§ **PROMPT**
Extract all lines in the data that contain the word "this".

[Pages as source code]
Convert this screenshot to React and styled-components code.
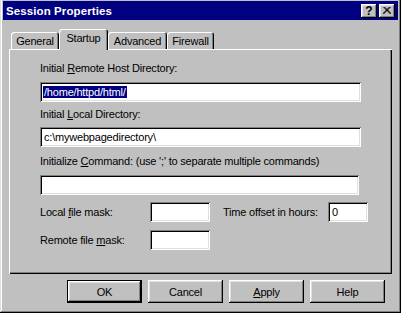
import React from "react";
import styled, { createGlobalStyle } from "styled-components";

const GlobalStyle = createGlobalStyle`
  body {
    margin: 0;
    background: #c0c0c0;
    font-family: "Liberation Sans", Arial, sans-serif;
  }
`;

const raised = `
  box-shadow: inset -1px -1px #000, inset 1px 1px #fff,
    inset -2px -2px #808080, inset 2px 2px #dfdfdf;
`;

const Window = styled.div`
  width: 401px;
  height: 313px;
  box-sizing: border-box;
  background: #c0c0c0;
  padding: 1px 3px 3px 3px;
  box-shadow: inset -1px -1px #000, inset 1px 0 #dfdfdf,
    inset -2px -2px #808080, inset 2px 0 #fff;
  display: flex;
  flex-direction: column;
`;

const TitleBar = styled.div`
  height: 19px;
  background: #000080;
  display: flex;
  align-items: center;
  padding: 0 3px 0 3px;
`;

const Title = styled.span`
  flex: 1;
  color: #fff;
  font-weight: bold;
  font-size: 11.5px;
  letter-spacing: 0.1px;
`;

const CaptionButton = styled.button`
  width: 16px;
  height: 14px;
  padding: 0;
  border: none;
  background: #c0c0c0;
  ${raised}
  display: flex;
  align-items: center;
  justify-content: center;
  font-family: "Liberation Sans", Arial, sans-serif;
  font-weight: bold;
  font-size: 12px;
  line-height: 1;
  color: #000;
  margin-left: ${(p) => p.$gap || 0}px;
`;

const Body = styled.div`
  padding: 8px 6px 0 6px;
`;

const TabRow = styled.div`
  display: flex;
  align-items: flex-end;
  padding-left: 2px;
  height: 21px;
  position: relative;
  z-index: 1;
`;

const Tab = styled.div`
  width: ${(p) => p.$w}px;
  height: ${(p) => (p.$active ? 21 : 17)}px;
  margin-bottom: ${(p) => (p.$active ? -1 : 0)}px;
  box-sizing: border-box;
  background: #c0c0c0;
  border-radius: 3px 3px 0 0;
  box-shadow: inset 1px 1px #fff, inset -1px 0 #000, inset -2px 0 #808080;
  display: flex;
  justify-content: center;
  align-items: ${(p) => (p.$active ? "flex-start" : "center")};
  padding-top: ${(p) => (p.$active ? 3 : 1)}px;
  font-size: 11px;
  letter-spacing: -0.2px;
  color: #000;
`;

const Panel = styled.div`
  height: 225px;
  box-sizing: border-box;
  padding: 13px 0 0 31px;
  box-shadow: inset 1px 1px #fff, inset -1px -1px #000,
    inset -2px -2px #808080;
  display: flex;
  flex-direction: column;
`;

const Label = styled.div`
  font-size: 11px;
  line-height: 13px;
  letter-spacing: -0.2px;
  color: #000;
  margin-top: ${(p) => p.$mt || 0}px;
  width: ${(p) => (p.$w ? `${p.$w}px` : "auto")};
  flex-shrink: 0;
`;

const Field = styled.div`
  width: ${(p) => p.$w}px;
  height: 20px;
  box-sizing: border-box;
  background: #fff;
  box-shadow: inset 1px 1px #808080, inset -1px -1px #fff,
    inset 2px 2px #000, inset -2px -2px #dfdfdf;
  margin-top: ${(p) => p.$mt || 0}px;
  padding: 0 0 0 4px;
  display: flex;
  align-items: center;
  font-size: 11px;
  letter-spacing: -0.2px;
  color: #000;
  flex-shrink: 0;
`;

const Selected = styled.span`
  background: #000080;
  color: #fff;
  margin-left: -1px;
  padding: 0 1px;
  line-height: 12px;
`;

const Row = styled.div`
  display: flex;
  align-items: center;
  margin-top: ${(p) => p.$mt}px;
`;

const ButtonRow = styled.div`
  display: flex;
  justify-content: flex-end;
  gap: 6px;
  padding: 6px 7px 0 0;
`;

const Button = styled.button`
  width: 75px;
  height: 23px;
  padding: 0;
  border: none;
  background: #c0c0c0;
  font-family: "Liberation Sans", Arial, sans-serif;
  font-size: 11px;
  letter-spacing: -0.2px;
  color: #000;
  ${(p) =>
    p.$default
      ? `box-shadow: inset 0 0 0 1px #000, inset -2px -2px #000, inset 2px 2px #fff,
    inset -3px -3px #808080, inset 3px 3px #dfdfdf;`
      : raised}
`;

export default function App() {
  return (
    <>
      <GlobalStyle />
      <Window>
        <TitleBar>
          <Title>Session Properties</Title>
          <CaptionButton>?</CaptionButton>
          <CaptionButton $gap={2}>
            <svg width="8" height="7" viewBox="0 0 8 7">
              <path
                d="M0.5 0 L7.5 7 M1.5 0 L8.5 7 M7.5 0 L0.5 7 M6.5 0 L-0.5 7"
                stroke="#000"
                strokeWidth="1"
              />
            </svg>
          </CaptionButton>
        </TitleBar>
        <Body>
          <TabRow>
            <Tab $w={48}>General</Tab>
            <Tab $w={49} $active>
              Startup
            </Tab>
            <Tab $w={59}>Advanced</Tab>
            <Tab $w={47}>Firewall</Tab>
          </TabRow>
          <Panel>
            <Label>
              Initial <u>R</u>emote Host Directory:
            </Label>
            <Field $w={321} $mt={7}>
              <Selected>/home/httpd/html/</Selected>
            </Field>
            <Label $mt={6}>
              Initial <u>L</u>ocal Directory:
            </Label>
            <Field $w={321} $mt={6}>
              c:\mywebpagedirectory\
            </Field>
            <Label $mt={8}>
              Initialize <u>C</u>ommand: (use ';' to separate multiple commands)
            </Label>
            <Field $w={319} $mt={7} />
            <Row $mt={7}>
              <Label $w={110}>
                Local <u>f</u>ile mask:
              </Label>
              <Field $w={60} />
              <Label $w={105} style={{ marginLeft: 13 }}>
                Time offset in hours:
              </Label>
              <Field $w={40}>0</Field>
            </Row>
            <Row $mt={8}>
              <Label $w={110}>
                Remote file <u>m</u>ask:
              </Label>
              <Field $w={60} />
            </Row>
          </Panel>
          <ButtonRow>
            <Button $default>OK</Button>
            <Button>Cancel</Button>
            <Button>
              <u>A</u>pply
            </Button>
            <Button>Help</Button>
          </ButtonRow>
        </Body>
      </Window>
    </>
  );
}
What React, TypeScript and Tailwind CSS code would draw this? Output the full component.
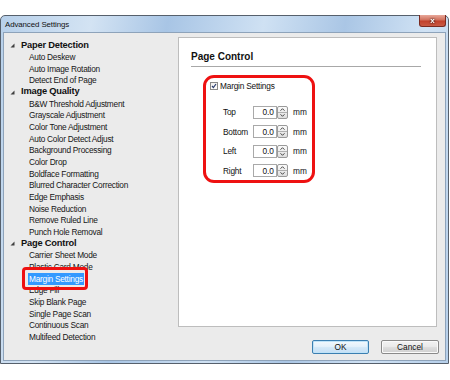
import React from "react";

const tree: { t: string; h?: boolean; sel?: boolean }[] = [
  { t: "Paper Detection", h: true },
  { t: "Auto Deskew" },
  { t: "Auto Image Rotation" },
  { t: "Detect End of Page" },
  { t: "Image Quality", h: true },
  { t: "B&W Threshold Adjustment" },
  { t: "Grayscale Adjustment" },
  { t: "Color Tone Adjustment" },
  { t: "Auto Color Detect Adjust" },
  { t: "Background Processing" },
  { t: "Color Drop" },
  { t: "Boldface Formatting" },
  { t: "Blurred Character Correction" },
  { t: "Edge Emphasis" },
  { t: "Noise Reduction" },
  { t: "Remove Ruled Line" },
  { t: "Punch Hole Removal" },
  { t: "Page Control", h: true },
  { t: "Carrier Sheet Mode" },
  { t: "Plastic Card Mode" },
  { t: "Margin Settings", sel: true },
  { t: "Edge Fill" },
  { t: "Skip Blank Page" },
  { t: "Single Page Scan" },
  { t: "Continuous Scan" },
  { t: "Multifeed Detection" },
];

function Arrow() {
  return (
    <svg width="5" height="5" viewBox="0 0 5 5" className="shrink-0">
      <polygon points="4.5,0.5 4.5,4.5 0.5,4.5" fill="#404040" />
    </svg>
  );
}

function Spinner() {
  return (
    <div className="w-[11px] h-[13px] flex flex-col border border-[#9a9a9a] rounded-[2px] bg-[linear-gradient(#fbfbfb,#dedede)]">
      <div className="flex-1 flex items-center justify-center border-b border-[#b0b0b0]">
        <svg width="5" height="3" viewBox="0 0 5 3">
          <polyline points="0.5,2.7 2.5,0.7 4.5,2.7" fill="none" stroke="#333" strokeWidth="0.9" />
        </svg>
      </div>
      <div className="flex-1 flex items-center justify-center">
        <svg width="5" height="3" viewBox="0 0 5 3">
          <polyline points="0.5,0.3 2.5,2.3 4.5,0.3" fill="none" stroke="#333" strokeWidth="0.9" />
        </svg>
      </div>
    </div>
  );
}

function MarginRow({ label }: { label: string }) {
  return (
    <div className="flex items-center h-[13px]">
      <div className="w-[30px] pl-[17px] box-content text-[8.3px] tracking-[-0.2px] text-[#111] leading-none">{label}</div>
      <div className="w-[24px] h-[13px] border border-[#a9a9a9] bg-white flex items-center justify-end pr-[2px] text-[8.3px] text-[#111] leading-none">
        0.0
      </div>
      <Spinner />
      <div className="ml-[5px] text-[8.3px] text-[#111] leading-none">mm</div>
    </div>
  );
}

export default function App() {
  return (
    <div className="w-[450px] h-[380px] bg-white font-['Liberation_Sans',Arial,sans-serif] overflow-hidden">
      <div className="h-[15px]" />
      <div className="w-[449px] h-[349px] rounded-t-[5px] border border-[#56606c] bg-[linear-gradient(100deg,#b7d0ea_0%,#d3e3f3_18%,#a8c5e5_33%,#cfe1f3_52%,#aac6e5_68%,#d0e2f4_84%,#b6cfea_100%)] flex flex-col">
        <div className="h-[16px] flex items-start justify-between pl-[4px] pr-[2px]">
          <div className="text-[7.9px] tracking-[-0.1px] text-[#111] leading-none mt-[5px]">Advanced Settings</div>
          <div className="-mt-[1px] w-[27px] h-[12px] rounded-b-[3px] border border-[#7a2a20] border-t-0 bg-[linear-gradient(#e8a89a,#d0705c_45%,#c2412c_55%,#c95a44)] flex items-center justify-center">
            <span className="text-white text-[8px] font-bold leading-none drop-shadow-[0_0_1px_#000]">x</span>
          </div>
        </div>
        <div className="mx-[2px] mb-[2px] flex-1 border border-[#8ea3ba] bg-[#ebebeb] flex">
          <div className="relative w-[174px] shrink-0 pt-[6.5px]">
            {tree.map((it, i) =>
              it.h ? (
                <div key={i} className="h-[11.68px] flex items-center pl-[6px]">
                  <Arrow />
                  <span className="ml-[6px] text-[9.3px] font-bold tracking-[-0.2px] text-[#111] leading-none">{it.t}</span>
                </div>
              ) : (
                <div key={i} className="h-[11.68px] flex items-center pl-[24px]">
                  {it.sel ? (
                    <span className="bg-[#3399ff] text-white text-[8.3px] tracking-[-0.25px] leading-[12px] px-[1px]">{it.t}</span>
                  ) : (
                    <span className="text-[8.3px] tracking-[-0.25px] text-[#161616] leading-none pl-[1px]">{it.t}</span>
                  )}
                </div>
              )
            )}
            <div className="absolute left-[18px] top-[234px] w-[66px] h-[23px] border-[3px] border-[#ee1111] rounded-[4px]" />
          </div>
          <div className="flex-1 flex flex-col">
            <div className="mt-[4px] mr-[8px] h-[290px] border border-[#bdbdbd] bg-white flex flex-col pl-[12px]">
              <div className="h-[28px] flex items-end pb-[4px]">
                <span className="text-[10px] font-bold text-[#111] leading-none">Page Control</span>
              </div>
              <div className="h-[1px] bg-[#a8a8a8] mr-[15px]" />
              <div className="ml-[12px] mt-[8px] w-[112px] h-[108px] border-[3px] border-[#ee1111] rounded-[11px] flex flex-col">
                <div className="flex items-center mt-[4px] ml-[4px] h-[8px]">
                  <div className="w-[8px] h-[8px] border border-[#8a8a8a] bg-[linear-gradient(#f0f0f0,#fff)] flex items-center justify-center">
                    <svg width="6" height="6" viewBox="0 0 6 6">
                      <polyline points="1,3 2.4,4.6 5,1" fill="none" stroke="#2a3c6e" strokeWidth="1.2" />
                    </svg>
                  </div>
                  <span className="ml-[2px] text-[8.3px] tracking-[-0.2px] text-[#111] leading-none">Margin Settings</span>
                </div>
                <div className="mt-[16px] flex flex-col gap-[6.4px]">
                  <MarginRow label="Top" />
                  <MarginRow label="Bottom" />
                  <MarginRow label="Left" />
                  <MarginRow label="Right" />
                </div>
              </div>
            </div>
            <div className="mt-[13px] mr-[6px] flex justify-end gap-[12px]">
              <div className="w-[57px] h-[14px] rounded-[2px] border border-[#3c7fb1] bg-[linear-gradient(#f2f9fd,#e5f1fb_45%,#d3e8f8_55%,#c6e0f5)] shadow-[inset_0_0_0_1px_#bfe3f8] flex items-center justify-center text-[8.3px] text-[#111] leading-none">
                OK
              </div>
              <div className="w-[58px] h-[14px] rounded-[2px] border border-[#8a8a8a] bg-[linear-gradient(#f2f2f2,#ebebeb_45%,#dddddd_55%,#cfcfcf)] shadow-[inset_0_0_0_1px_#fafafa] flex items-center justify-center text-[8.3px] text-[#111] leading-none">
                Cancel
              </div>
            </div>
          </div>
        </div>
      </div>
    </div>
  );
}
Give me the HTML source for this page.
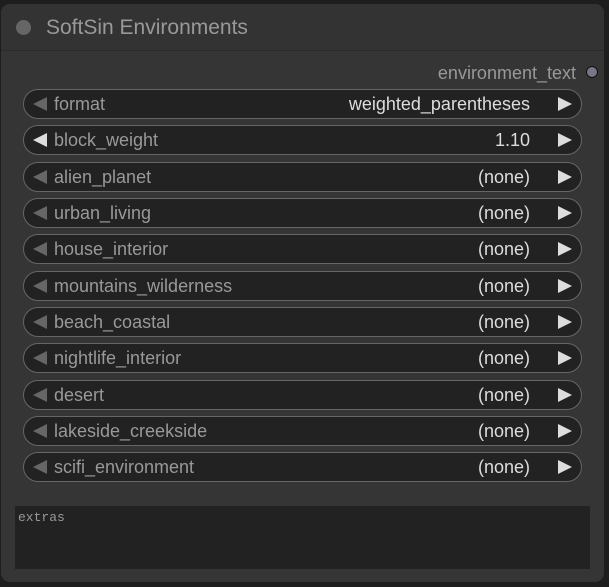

§ **TASK ANSWER**
Convert this screenshot to React and styled-components code.
What React, TypeScript and Tailwind CSS code would draw this? Output the full component.
Give me the HTML source for this page.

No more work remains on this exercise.